Are Manchester City so Drilled They Cannot Think Enough on Their Feet?

Are Manchester City so Drilled They Cannot Think Enough on Their Feet?

Saturday, 22 September, 2018 - 06:15
Manchester City’s David Silva and Aymeric Laporte reflect on Lyon’s second goal in the Premier League club’s 2-1 defeat in the Champions League. Photograph: Darren Staples/Reuters
London - Jonathan Wilson
It is one game, at the beginning of the group stage. There is plenty of time to recover. For Manchester City, a 2-1 home defeat by Lyon is likely to be no more than a blip. Even in an underwhelming display, they had more than twice as many shots as their opponents and, more often than not, would probably have won. There is no reason to panic but that is not to say there are no reasons for concern.

What will be most worrying are recurring problems. Pep Guardiola, we are told, has worked on new patterns of play for this season’s Champions League, different ways of breaking down obdurate teams. City had begun each of the five league games this season in a different shape. The aim appears to be even more flexibility, a greater range of options for matches against the elite. Perhaps it is natural that it will take time for those to be assimilated and given that Guardiola teams have had a tendency to peak early and blow themselves out by March, it is not necessarily the worst sign if they are not quite yet at their best.

Two aspects in particular raise concerns. The first is the sense this City are susceptible to being pressed by quick opponents. Both Lyon goals on Wednesday stemmed from rapid turnovers after possession had been lost. It was not a repeat of the quarter-final against Liverpool last season in the sense that the assault was nowhere near so sustained, but it did show City, who at their best can seem almost irresistibly slick, can be unsettled by aggressive and coordinated opposition.

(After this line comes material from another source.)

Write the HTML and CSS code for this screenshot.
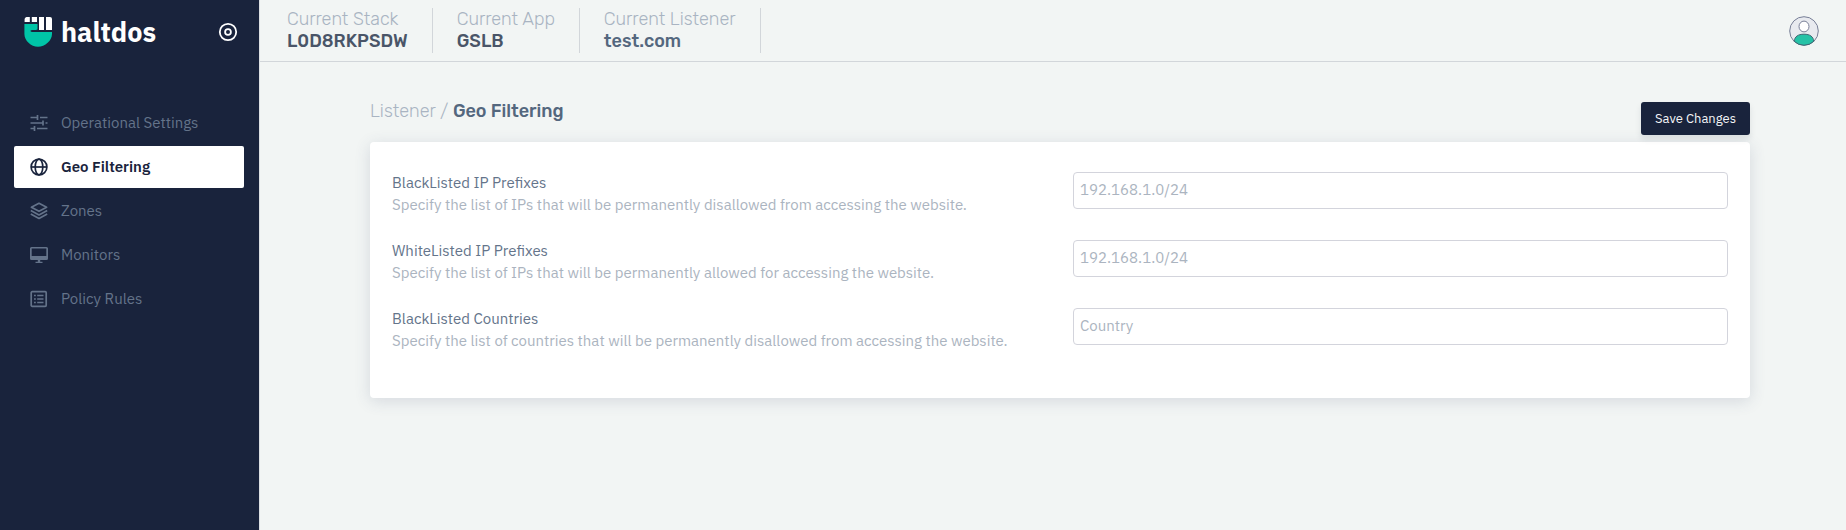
FILE: index.html
```html
<!DOCTYPE html>
<html lang="en">
<head>
<meta charset="utf-8">
<meta name="viewport" content="width=device-width, initial-scale=1">
<title>Geo Filtering</title>
<link rel="stylesheet" href="styles.css">
</head>
<body>
<div class="app">
  <aside class="sidebar">
    <div class="brand">
      <a class="brand-link" href="#">
        <svg class="brand-mark" width="28" height="30" viewBox="0 0 28 30" aria-hidden="true">
          <path fill="#fff" d="M2.500 0H5.800V5H.6V2Q.9.4 2.500 0zM7.800 0H13v5H7.800zM15 0h5v13h-5zM22 0h4q2 0 2 2v11h-6z"/>
          <path fill="#00c4a7" d="M.4 7H13.500v5.500Q12.600 13 8.500 13Q6.400 13 6.400 13.900Q6.600 15 8.500 15H28v2C28 23.500 21 29.800 14 29.800S.4 23.500.4 17z"/>
        </svg>
        <span class="brand-name">haltdos</span>
      </a>
      <button class="pin" type="button" aria-label="Toggle sidebar">
        <svg width="20" height="20" viewBox="0 0 20 20" fill="none" stroke="#fff" stroke-width="1.800" aria-hidden="true">
          <circle cx="10" cy="10" r="8.200"/><circle cx="10" cy="10" r="2.900"/>
        </svg>
      </button>
    </div>
    <nav class="nav">
      <a class="nav-item" href="#">
        <svg class="icon" viewBox="0 0 18 18" fill="none" stroke="currentColor" stroke-width="1.700" aria-hidden="true"><path d="M.5 3.500H8M7.500 1v5M10 3.500H17.500M.5 9H12.500M13 6.500v5M15.500 9h2M.5 14.500H4.500M4.500 12v5M7 14.500h10.500"/></svg>
        Operational Settings
      </a>
      <a class="nav-item active" href="#" aria-current="page">
        <svg class="icon" viewBox="0 0 18 18" fill="none" stroke="currentColor" stroke-width="1.700" aria-hidden="true"><circle cx="9" cy="9" r="7.900"/><ellipse cx="9" cy="9" rx="3.800" ry="7.900"/><path d="M1 9h16"/></svg>
        Geo Filtering
      </a>
      <a class="nav-item" href="#">
        <svg class="icon" viewBox="0 0 18 18" fill="none" stroke="currentColor" stroke-width="1.700" stroke-linejoin="round" aria-hidden="true"><path d="M9 1.300L16.600 5.300L9 9.300L1.400 5.300z"/><path d="M.8 8.500L9 12.900L17.200 8.500M.8 12L9 16.500L17.200 12"/></svg>
        Zones
      </a>
      <a class="nav-item" href="#">
        <svg class="icon" viewBox="0 0 18 18" fill="currentColor" aria-hidden="true"><path fill-rule="evenodd" d="M1.500 1h15Q18 1 18 2.500v10Q18 14 16.500 14h-6.300v1.700H12.500V17h-7v-1.300h2.300V14H1.500Q0 14 0 12.500v-10Q0 1 1.500 1zM1.700 2.500V10h14.600V2.500z"/></svg>
        Monitors
      </a>
      <a class="nav-item" href="#">
        <svg class="icon" viewBox="0 0 18 18" fill="none" stroke="currentColor" stroke-width="1.700" aria-hidden="true"><rect x="1.200" y="1.700" width="15" height="14.600" rx="1"/><path d="M4 5.500h1.800M7.200 5.500h6.300M4 9h1.800M7.200 9h6.300M4 12.500h1.800M7.200 12.500h6.300"/></svg>
        Policy Rules
      </a>
    </nav>
  </aside>

  <div class="content">
    <header class="topbar">
      <dl class="context">
        <div class="context-item"><dt>Current Stack</dt><dd class="strong">L0D8RKPSDW</dd></div>
        <div class="context-item"><dt>Current App</dt><dd class="strong">GSLB</dd></div>
        <div class="context-item"><dt>Current Listener</dt><dd>test.com</dd></div>
      </dl>
      <button class="avatar" type="button" aria-label="Account">
        <svg width="30" height="30" viewBox="0 0 30 30" stroke-width="1" aria-hidden="true">
          <circle cx="15" cy="15" r="14.300" fill="#e8eaef" stroke="#777e96"/>
          <ellipse cx="15" cy="10.500" rx="5" ry="5.400" fill="#fff" stroke="#777e96"/>
          <path d="M5.200 25.300C5.800 20.500 9 18.200 15 18.200s9.200 2.300 9.800 7.100A14.200 14.200 0 0 1 5.200 25.300z" fill="#26c2a6" stroke="#3f6874"/>
        </svg>
      </button>
    </header>

    <main class="page">
      <div class="page-head">
        <h1 class="crumbs"><a href="#">Listener</a> / <span>Geo Filtering</span></h1>
        <button class="save" type="submit" form="geo-form">Save Changes</button>
      </div>
      <form class="card" id="geo-form">
        <div class="row">
          <div class="row-text">
            <label for="black-ip">BlackListed IP Prefixes</label>
            <p id="black-ip-help">Specify the list of IPs that will be permanently disallowed from accessing the website.</p>
          </div>
          <input id="black-ip" type="text" placeholder="192.168.1.0/24" aria-describedby="black-ip-help">
        </div>
        <div class="row">
          <div class="row-text">
            <label for="white-ip">WhiteListed IP Prefixes</label>
            <p id="white-ip-help">Specify the list of IPs that will be permanently allowed for accessing the website.</p>
          </div>
          <input id="white-ip" type="text" placeholder="192.168.1.0/24" aria-describedby="white-ip-help">
        </div>
        <div class="row">
          <div class="row-text">
            <label for="countries">BlackListed Countries</label>
            <p id="countries-help">Specify the list of countries that will be permanently disallowed from accessing the website.</p>
          </div>
          <input id="countries" type="text" placeholder="Country" aria-describedby="countries-help">
        </div>
      </form>
    </main>
  </div>
</div>
</body>
</html>
```

FILE: styles.css
```css
* { box-sizing: border-box; }

body {
  margin: 0;
  background: #f2f5f4;
  color: #718096;
  font-family: "IBM Plex Sans", Roboto, sans-serif;
  font-size: 15px;
  line-height: 22px;
}

a { color: inherit; text-decoration: none; }

button {
  border: 0;
  padding: 0;
  background: none;
  font: inherit;
  cursor: pointer;
}

.app { display: flex; min-height: 100vh; }

.sidebar {
  flex: 0 0 260px;
  border-right: 1px solid #dcdfe3;
  background: #19233c;
}

.brand {
  display: flex;
  align-items: center;
  justify-content: space-between;
  height: 64px;
  padding: 0 21px 0 24px;
}

.brand-link { display: flex; align-items: center; gap: 9px; }

.brand-name {
  color: #fff;
  font-size: 27px;
  font-weight: 700;
  line-height: 32px;
}

.pin { display: flex; }

.nav {
  display: flex;
  flex-direction: column;
  gap: 2px;
  padding: 38px 15px 38px 14px;
}

.nav-item {
  display: flex;
  align-items: center;
  gap: 13px;
  height: 42px;
  padding: 0 16px;
  border-radius: 2px;
  color: #64738a;
}

.nav-item.active { background: #fff; color: #19233c; font-weight: 600; }

.icon { width: 18px; height: 18px; }

.content { flex: 1; min-width: 0; }

.topbar {
  display: flex;
  align-items: center;
  justify-content: space-between;
  height: 62px;
  padding: 0 27px 0 3px;
  border-bottom: 1px solid #d2d6da;
}

.context { display: flex; margin: 0; }

.context-item {
  padding: 0 24px 1px;
  border-right: 1px solid #d2d6da;
  font-family: Rubik, Roboto, sans-serif;
  font-size: 18px;
  line-height: 22px;
}

.context-item dt { color: #a9b4c2; font-weight: 300; }
.context-item dd { margin: 0; color: #54677e; font-weight: 500; }
.context-item .strong { color: #4a5568; }

.avatar { display: flex; }

.page { padding: 38px 96px 38px 110px; }

.page-head {
  display: flex;
  justify-content: space-between;
  align-items: flex-start;
  height: 42px;
}

.crumbs {
  margin: 0;
  color: #a9b4c2;
  font-family: Rubik, Roboto, sans-serif;
  font-size: 18px;
  font-weight: 300;
}

.crumbs span { color: #54677e; font-weight: 500; }

.save {
  height: 33px;
  margin-top: 2px;
  padding: 0 14px;
  border-radius: 3px;
  background: #19233c;
  box-shadow: 0 4px 6px rgba(25, 35, 60, 0.1);
  color: #f4f5f7;
  font-size: 13px;
}

.card {
  display: flex;
  flex-direction: column;
  gap: 24px;
  padding: 30px 22px 46px;
  border-radius: 4px;
  background: #fff;
  box-shadow: 0 3px 16px rgba(60, 75, 110, 0.16);
}

.row {
  display: grid;
  grid-template-columns: 1fr 1fr;
  gap: 26px;
  align-items: start;
}

.row-text label { display: block; color: #64748a; }
.row-text p { margin: 0; color: #abb4c0; }

.row input {
  width: 100%;
  height: 37px;
  padding: 0 6px 2px;
  border: 1px solid #d3d4dc;
  border-radius: 4px;
  background: #fff;
  color: #64748a;
  font: inherit;
}

.row input::placeholder { color: #abb4c0; opacity: 1; }
```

That is true, though, of most sides; nobody enjoys being pressed. And it is a high-risk strategy: press hard and if City can retain possession, they have the pace to exploit the space behind a high line – as Huddersfield have already found this season. Even if the new patterns Guardiola is working on do not produce that, the return of Kevin De Bruyne in a couple of months probably will.

Of more concern, perhaps, is something less tangible, one of those traits beloved of the old-school football men: leadership. Guardiola is one of the more active managers on the touchline, forever standing at the edge of his technical area pointing and cajoling, constantly tweaking and adjusting. He remains the tactical brain of the side, even from off the pitch. He does not have at City a player to do for him what he did for Johan Cruyff at Barcelona, or what Xavi did for him.

That is fine so long as he is there to convey his instructions, and so long as he can get the message across. Against Lyon, because of the suspension resulting from his dismissal in the quarter-final last season, he was confined to the stand, unable to guide his charges, unable to engage in the micromanagement in which he specialises.

That is exacerbated by the way his philosophy demands players must sublimate themselves to the system. There is no room for individuality. A player going off and doing his own thing breaks the structure and renders them vulnerable. That’s not to suggest that City need a solipsistic figure like Neymar to drift around and ignore defensive responsibility, but they can at times lack a little personality – particularly if Vincent Kompany is absent.

Zlatan Ibrahimovic’s autobiography memorably described Guardiola’s Barcelona as a group of obedient schoolboys. They need their teacher for direction. That can produce interplay of incredible complexity, 11 individuals functioning as one, but it also means that when things begin to go wrong, there is nobody there to grab a game and yank it back on course.

This was not a meltdown such as Guardiola sides have suffered in the past, it was not a case of three goals being conceded in a 20-minute flurry but there was a strange lack of drive in the final minutes, an absence of the sort of ferocious surge that might have been expected; after all, part of the point of City’s constant passing is to grind down opponents, to wear them out to soften them up for a late assault.

But this is the paradox of post-Cruyffianism. There are – rare – occasions when it can feel a little mannered, where the very purity of the style seems to make it vulnerable, just as pedigree dogs are more susceptible to disease. That is why Cruyff brought in Hristo Stoichkov at Barcelona, to add the “mala leche” – literally “bad milk” but more idiomatically, toughness, ruthlessness, capacity for improvisation – he felt the side were lacking.

To pick faults in a side who won the league with a record points tally last season can feel a little absurd but there are times when you wonder whether City may benefit from a few more rough edges, a greater capacity to think on their feet.